Other considerations are to make the unit accessible for an aging adult. Designing slightly wider doorways, curbless showers, etc.
And as for that Navigation pieces? That’s where ADU specialization comes into play. Every jurisdiction be it city, country, neighborhood, zone, or even specific lot has different regulations for ADUs. And though these regulations have been greatly relaxed, there’s a lot more to understanding what’s legally permissible on your property than a simple city ADU rules cheat sheet. And more than more local governments are cracking down on un-permitted structures, units, additions, and makeshift ADUs that don’t comply.
Diane was well aware of the risks, especially with there being a protected old growth redwood and power pole on her property within close proximity to her desired ADU. Our Residential design team carefully crafted the plans, as well as adhered to the hundreds of requirement to make certain the Fernández project would be a success.
This kind of attention to detail is what is necessary to permit a project as well as avoid extensive delays, sudden change orders, or costly surprises after any project breaks ground.
Part 6: Breaking Ground
Before the Fernández project broke ground, the Acton Production team met with her for what we call a Pre-Construction Conference. The importance of this meeting is to review and explore all of the ins and outs of how building a home in her backyard would work and how it would affect her family’s life for up to 4 months.
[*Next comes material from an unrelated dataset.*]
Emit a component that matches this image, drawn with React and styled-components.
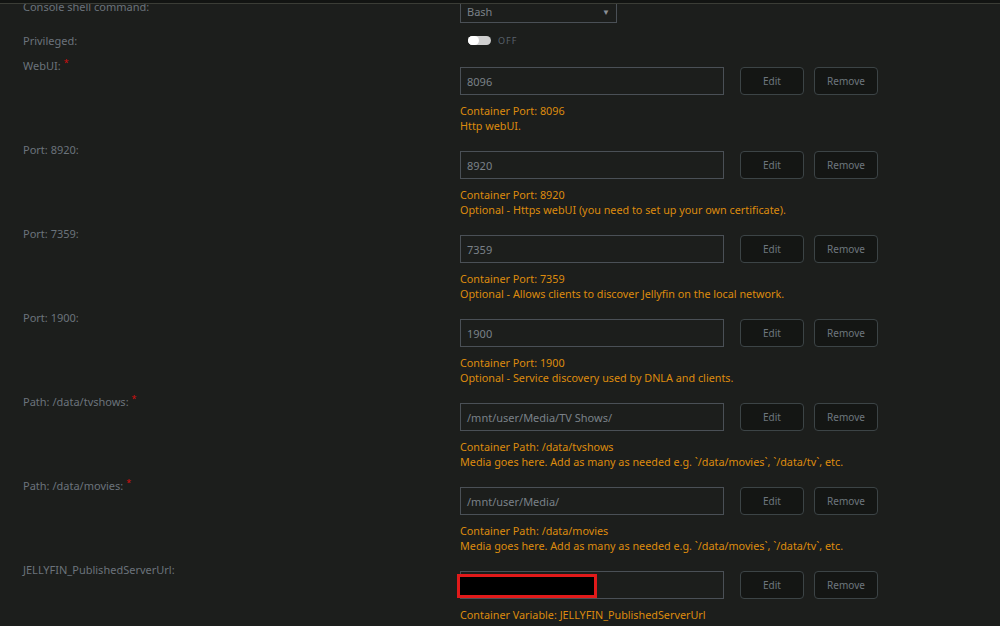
import styled, { createGlobalStyle } from "styled-components";

const GlobalStyle = createGlobalStyle`
    html, body {
        margin: 0;
        padding: 0;
        background: #1c1e1c;
        overflow: hidden;
    }
    body {
        font-family: "Noto Sans", "Open Sans", sans-serif;
    }
`;

const TopBar = styled.div`
    position: fixed;
    top: 0;
    left: 0;
    right: 0;
    height: 3px;
    background: #121412;
    border-bottom: 1px solid #3b3d36;
    z-index: 5;
`;

const Form = styled.div`
    margin-top: -2px;
    width: 1000px;
    height: 628px;
    overflow: hidden;
`;

const Row = styled.div`
    display: grid;
    grid-template-columns: 437px 1fr;
    padding-left: 23px;
    height: ${(p) => p.$height}px;
`;

const Label = styled.div`
    font-size: 11px;
    line-height: 17px;
    color: #6b737b;
`;

const Required = styled.span`
    color: #d01010;
    font-size: 9px;
    vertical-align: top;
    line-height: 12px;
    margin-left: 3px;
`;

const Control = styled.div`
    padding-top: ${(p) => p.$offset}px;
    display: flex;
    flex-direction: column;
`;

const Select = styled.div`
    width: 157px;
    height: 24px;
    box-sizing: border-box;
    border: 1px solid #4a5056;
    display: flex;
    align-items: center;
    justify-content: space-between;
    padding: 0 6px;
    font-size: 11px;
    color: #7a8188;
`;

const Caret = styled.span`
    font-size: 8px;
    color: #8a9096;
`;

const SwitchRow = styled.div`
    display: flex;
    align-items: center;
    gap: 7px;
    padding-left: 8px;
    height: 16px;
`;

const Track = styled.div`
    width: 23px;
    height: 9px;
    border-radius: 5px;
    background: #cfcfcf;
    display: flex;
`;

const Knob = styled.div`
    width: 11px;
    height: 9px;
    border-radius: 5px;
    background: #ffffff;
`;

const SwitchText = styled.span`
    font-size: 9px;
    letter-spacing: 1px;
    color: #59616a;
`;

const FieldLine = styled.div`
    display: flex;
    align-items: center;
    gap: 16px;
`;

const InputWrap = styled.div`
    position: relative;
`;

const Input = styled.div`
    width: 264px;
    height: 28px;
    box-sizing: border-box;
    border: 1px solid #4a5056;
    padding: 0 6px;
    display: flex;
    align-items: center;
    font-size: 11px;
    color: #7a8188;
`;

const Redacted = styled.div`
    position: absolute;
    left: -3px;
    top: 3px;
    width: 140px;
    height: 24px;
    box-sizing: border-box;
    background: #000;
    border: 3px solid #e01a1a;
`;

const Button = styled.button`
    width: 64px;
    height: 28px;
    box-sizing: border-box;
    background: #141614;
    border: 1px solid #3c4446;
    border-radius: 4px;
    color: #6e767e;
    font-family: inherit;
    font-size: 10px;
    padding: 0;
`;

const Buttons = styled.div`
    display: flex;
    gap: 10px;
`;

const Help = styled.div`
    margin-top: 8px;
    font-size: 10.8px;
    line-height: 15px;
    color: #dc8b0e;
`;

const mappings = [
    { label: "WebUI:", required: true, value: "8096", help: ["Container Port: 8096", "Http webUI."] },
    { label: "Port: 8920:", value: "8920", help: ["Container Port: 8920", "Optional - Https webUI (you need to set up your own certificate)."] },
    { label: "Port: 7359:", value: "7359", help: ["Container Port: 7359", "Optional - Allows clients to discover Jellyfin on the local network."] },
    { label: "Port: 1900:", value: "1900", help: ["Container Port: 1900", "Optional - Service discovery used by DNLA and clients."] },
    { label: "Path: /data/tvshows:", required: true, value: "/mnt/user/Media/TV Shows/", help: ["Container Path: /data/tvshows", "Media goes here. Add as many as needed e.g. `/data/movies`, `/data/tv`, etc."] },
    { label: "Path: /data/movies:", required: true, value: "/mnt/user/Media/", help: ["Container Path: /data/movies", "Media goes here. Add as many as needed e.g. `/data/movies`, `/data/tv`, etc."] },
    { label: "JELLYFIN_PublishedServerUrl:", value: "", hidden: true, help: ["Container Variable: JELLYFIN_PublishedServerUrl", "Set it to the address your clients use to reach the server."] },
];

const App = () => {
    return (
        <>
            <GlobalStyle />
            <TopBar />
            <Form>
                <Row $height={34}>
                    <Label>Console shell command:</Label>
                    <Control $offset={1}>
                        <Select>
                            Bash
                            <Caret>▼</Caret>
                        </Select>
                    </Control>
                </Row>

                <Row $height={25}>
                    <Label>Privileged:</Label>
                    <Control $offset={0}>
                        <SwitchRow>
                            <Track>
                                <Knob />
                            </Track>
                            <SwitchText>OFF</SwitchText>
                        </SwitchRow>
                    </Control>
                </Row>

                {mappings.map((m) => (
                    <Row key={m.label} $height={84}>
                        <Label>
                            {m.label}
                            {m.required && <Required>*</Required>}
                        </Label>
                        <Control $offset={10}>
                            <FieldLine>
                                <InputWrap>
                                    <Input>{m.value}</Input>
                                    {m.hidden && <Redacted />}
                                </InputWrap>
                                <Buttons>
                                    <Button>Edit</Button>
                                    <Button>Remove</Button>
                                </Buttons>
                            </FieldLine>
                            <Help>
                                {m.help[0]}
                                <br />
                                {m.help[1]}
                            </Help>
                        </Control>
                    </Row>
                ))}
            </Form>
        </>
    );
};

export default App;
Once complete, we developed a property specific strategy and break ground–working on the rough trade trenching, plumbing, electrical, and foundation work before the beginning to frame the home.
Part 7: Home Sweet Home
Within a week of completion, Diane’s daughter prepared to move in. Grace lives with her significant other and their Labrador Toby and enjoys the security of having a home close to home. Diane is even investing significantly into creating a large outdoor space that creates a connection between the ADU and the primary home. That kind of family connectivity is one of the power important parts of developing an housing plan that includes an ADU.